WHAT IS BEING ASKED —
Would you transcribe the listing that follows, character for character, and omit its images?
** START OF COLLECTED DATA **
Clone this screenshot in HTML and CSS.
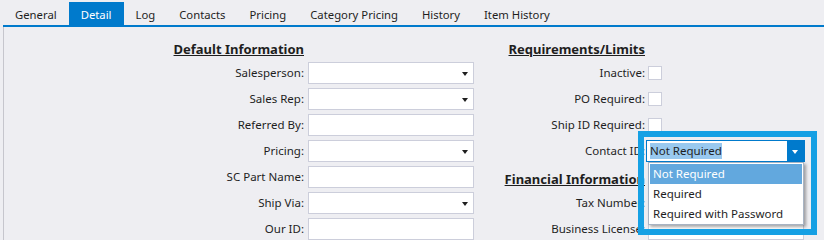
FILE: index.html
```html
<!DOCTYPE html>
<html lang="en">
<head>
    <meta charset="UTF-8">
    <title>Customer Detail</title>
    <link rel="stylesheet" href="styles.css">
</head>
<body>
    <div class="tabs">
        <span class="tab">General</span>
        <span class="tab active">Detail</span>
        <span class="tab">Log</span>
        <span class="tab">Contacts</span>
        <span class="tab">Pricing</span>
        <span class="tab">Category Pricing</span>
        <span class="tab">History</span>
        <span class="tab">Item History</span>
    </div>

    <div class="panel">
        <div class="section left">
            <div class="head">Default Information</div><div></div>
            <label>Salesperson:</label><div class="combo"><span class="arrow"></span></div>
            <label>Sales Rep:</label><div class="combo"><span class="arrow"></span></div>
            <label>Referred By:</label><div class="field"></div>
            <label>Pricing:</label><div class="combo"><span class="arrow"></span></div>
            <label>SC Part Name:</label><div class="field"></div>
            <label>Ship Via:</label><div class="combo"><span class="arrow"></span></div>
            <label>Our ID:</label><div class="field"></div>
        </div>

        <div class="section right">
            <div class="head">Requirements/Limits</div><div></div>
            <label>Inactive:</label><div><span class="check"></span></div>
            <label>PO Required:</label><div><span class="check"></span></div>
            <label>Ship ID Required:</label><div><span class="check"></span></div>
            <label>Contact ID:</label>
            <div class="combo focused"><span class="sel">Not Required</span><span class="arrow"></span></div>
            <div class="head">Financial Information</div><div></div>
            <label>Tax Number:</label><div class="field"></div>
            <label>Business License:</label><div class="field"></div>
        </div>

        <!-- open dropdown of Contact ID -->
        <div class="popup">
            <div class="item hot">Not Required</div>
            <div class="item">Required</div>
            <div class="item">Required with Password</div>
        </div>

        <!-- highlight frame drawn over the screenshot -->
        <div class="callout"></div>
    </div>
</body>
</html>
```

FILE: styles.css
```css
body {
    margin: 0;
    background: #eeeef2;
    color: #1e1e1e;
    font-family: "Noto Sans", "Open Sans", sans-serif;
    font-size: 11.5px;
    width: 824px;
    height: 240px;
    overflow: hidden;
}
.tabs {
    display: flex;
    margin-left: 3px;
    height: 25px;
    border-bottom: 2px solid #007acc;
    font-size: 11.3px;
}
.tab {
    margin-top: 2px;
    height: 21px;
    padding: 2px 12px 0;
    line-height: 21px;
    white-space: nowrap;
}
.tab.active {
    background: #007acc;
    color: white;
}
.panel {
    position: relative;
    display: flex;
    margin-left: 3px;
    border-left: 1px solid #c6c6cd;
    padding-top: 9px;
    height: 204px;
}
.section {
    display: grid;
    grid-auto-rows: 22px;
    row-gap: 4px;
    align-items: center;
}
.section.left {
    grid-template-columns: 300px 166px;
    column-gap: 4px;
}
.section.right {
    grid-template-columns: 171px 156px;
    column-gap: 3px;
}
.head {
    justify-self: end;
    align-self: end;
    font-weight: bold;
    font-size: 13px;
    text-decoration: underline;
    line-height: 18px;
    white-space: nowrap;
}
label {
    text-align: right;
    white-space: nowrap;
    line-height: 22px;
}
.field, .combo {
    position: relative;
    box-sizing: border-box;
    height: 22px;
    background: white;
    border: 1px solid #cccedb;
}
.arrow {
    position: absolute;
    right: 5px;
    top: 9px;
    border-left: 3.5px solid transparent;
    border-right: 3.5px solid transparent;
    border-top: 4px solid #1e1e1e;
}
.check {
    display: block;
    box-sizing: border-box;
    width: 14px;
    height: 14px;
    background: white;
    border: 1px solid #cccedb;
}
.combo.focused {
    margin-left: -2px;
    width: 159px;
    border-color: #007acc;
    padding: 2px 0 0 3px;
}
.combo.focused .sel {
    background: #99c9ef;
    line-height: 16px;
    display: inline-block;
}
.combo.focused .arrow {
    right: 0;
    top: 0;
    width: 17px;
    height: 20px;
    border: none;
    background: #007acc;
}
.combo.focused .arrow::after {
    content: "";
    position: absolute;
    left: 5px;
    top: 9px;
    border-left: 3.5px solid transparent;
    border-right: 3.5px solid transparent;
    border-top: 4px solid white;
}
.popup {
    position: absolute;
    left: 644px;
    top: 135px;
    width: 156px;
    height: 63px;
    box-sizing: border-box;
    background: white;
    border: 1px solid #a8b4c4;
    padding: 1px;
    box-shadow: 2px 2px 3px rgba(0, 0, 0, 0.35);
}
.item {
    height: 20px;
    line-height: 20px;
    padding-left: 3px;
    white-space: nowrap;
}
.item.hot {
    background: #62a8de;
    color: white;
}
.callout {
    position: absolute;
    left: 634px;
    top: 104px;
    width: 167px;
    height: 92px;
    border: 6px solid #15a0e4;
}
```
** END OF COLLECTED DATA **
CORRECT RESULT —
Clone this screenshot in HTML and CSS.
FILE: index.html
```html
<!DOCTYPE html>
<html lang="en">
<head>
    <meta charset="UTF-8">
    <title>Customer Detail</title>
    <link rel="stylesheet" href="styles.css">
</head>
<body>
    <div class="tabs">
        <span class="tab">General</span>
        <span class="tab active">Detail</span>
        <span class="tab">Log</span>
        <span class="tab">Contacts</span>
        <span class="tab">Pricing</span>
        <span class="tab">Category Pricing</span>
        <span class="tab">History</span>
        <span class="tab">Item History</span>
    </div>

    <div class="panel">
        <div class="section left">
            <div class="head">Default Information</div><div></div>
            <label>Salesperson:</label><div class="combo"><span class="arrow"></span></div>
            <label>Sales Rep:</label><div class="combo"><span class="arrow"></span></div>
            <label>Referred By:</label><div class="field"></div>
            <label>Pricing:</label><div class="combo"><span class="arrow"></span></div>
            <label>SC Part Name:</label><div class="field"></div>
            <label>Ship Via:</label><div class="combo"><span class="arrow"></span></div>
            <label>Our ID:</label><div class="field"></div>
        </div>

        <div class="section right">
            <div class="head">Requirements/Limits</div><div></div>
            <label>Inactive:</label><div><span class="check"></span></div>
            <label>PO Required:</label><div><span class="check"></span></div>
            <label>Ship ID Required:</label><div><span class="check"></span></div>
            <label>Contact ID:</label>
            <div class="combo focused"><span class="sel">Not Required</span><span class="arrow"></span></div>
            <div class="head">Financial Information</div><div></div>
            <label>Tax Number:</label><div class="field"></div>
            <label>Business License:</label><div class="field"></div>
        </div>

        <!-- open dropdown of Contact ID -->
        <div class="popup">
            <div class="item hot">Not Required</div>
            <div class="item">Required</div>
            <div class="item">Required with Password</div>
        </div>

        <!-- highlight frame drawn over the screenshot -->
        <div class="callout"></div>
    </div>
</body>
</html>
```

FILE: styles.css
```css
body {
    margin: 0;
    background: #eeeef2;
    color: #1e1e1e;
    font-family: "Noto Sans", "Open Sans", sans-serif;
    font-size: 11.5px;
    width: 824px;
    height: 240px;
    overflow: hidden;
}
.tabs {
    display: flex;
    margin-left: 3px;
    height: 25px;
    border-bottom: 2px solid #007acc;
    font-size: 11.3px;
}
.tab {
    margin-top: 2px;
    height: 21px;
    padding: 2px 12px 0;
    line-height: 21px;
    white-space: nowrap;
}
.tab.active {
    background: #007acc;
    color: white;
}
.panel {
    position: relative;
    display: flex;
    margin-left: 3px;
    border-left: 1px solid #c6c6cd;
    padding-top: 9px;
    height: 204px;
}
.section {
    display: grid;
    grid-auto-rows: 22px;
    row-gap: 4px;
    align-items: center;
}
.section.left {
    grid-template-columns: 300px 166px;
    column-gap: 4px;
}
.section.right {
    grid-template-columns: 171px 156px;
    column-gap: 3px;
}
.head {
    justify-self: end;
    align-self: end;
    font-weight: bold;
    font-size: 13px;
    text-decoration: underline;
    line-height: 18px;
    white-space: nowrap;
}
label {
    text-align: right;
    white-space: nowrap;
    line-height: 22px;
}
.field, .combo {
    position: relative;
    box-sizing: border-box;
    height: 22px;
    background: white;
    border: 1px solid #cccedb;
}
.arrow {
    position: absolute;
    right: 5px;
    top: 9px;
    border-left: 3.5px solid transparent;
    border-right: 3.5px solid transparent;
    border-top: 4px solid #1e1e1e;
}
.check {
    display: block;
    box-sizing: border-box;
    width: 14px;
    height: 14px;
    background: white;
    border: 1px solid #cccedb;
}
.combo.focused {
    margin-left: -2px;
    width: 159px;
    border-color: #007acc;
    padding: 2px 0 0 3px;
}
.combo.focused .sel {
    background: #99c9ef;
    line-height: 16px;
    display: inline-block;
}
.combo.focused .arrow {
    right: 0;
    top: 0;
    width: 17px;
    height: 20px;
    border: none;
    background: #007acc;
}
.combo.focused .arrow::after {
    content: "";
    position: absolute;
    left: 5px;
    top: 9px;
    border-left: 3.5px solid transparent;
    border-right: 3.5px solid transparent;
    border-top: 4px solid white;
}
.popup {
    position: absolute;
    left: 644px;
    top: 135px;
    width: 156px;
    height: 63px;
    box-sizing: border-box;
    background: white;
    border: 1px solid #a8b4c4;
    padding: 1px;
    box-shadow: 2px 2px 3px rgba(0, 0, 0, 0.35);
}
.item {
    height: 20px;
    line-height: 20px;
    padding-left: 3px;
    white-space: nowrap;
}
.item.hot {
    background: #62a8de;
    color: white;
}
.callout {
    position: absolute;
    left: 634px;
    top: 104px;
    width: 167px;
    height: 92px;
    border: 6px solid #15a0e4;
}
```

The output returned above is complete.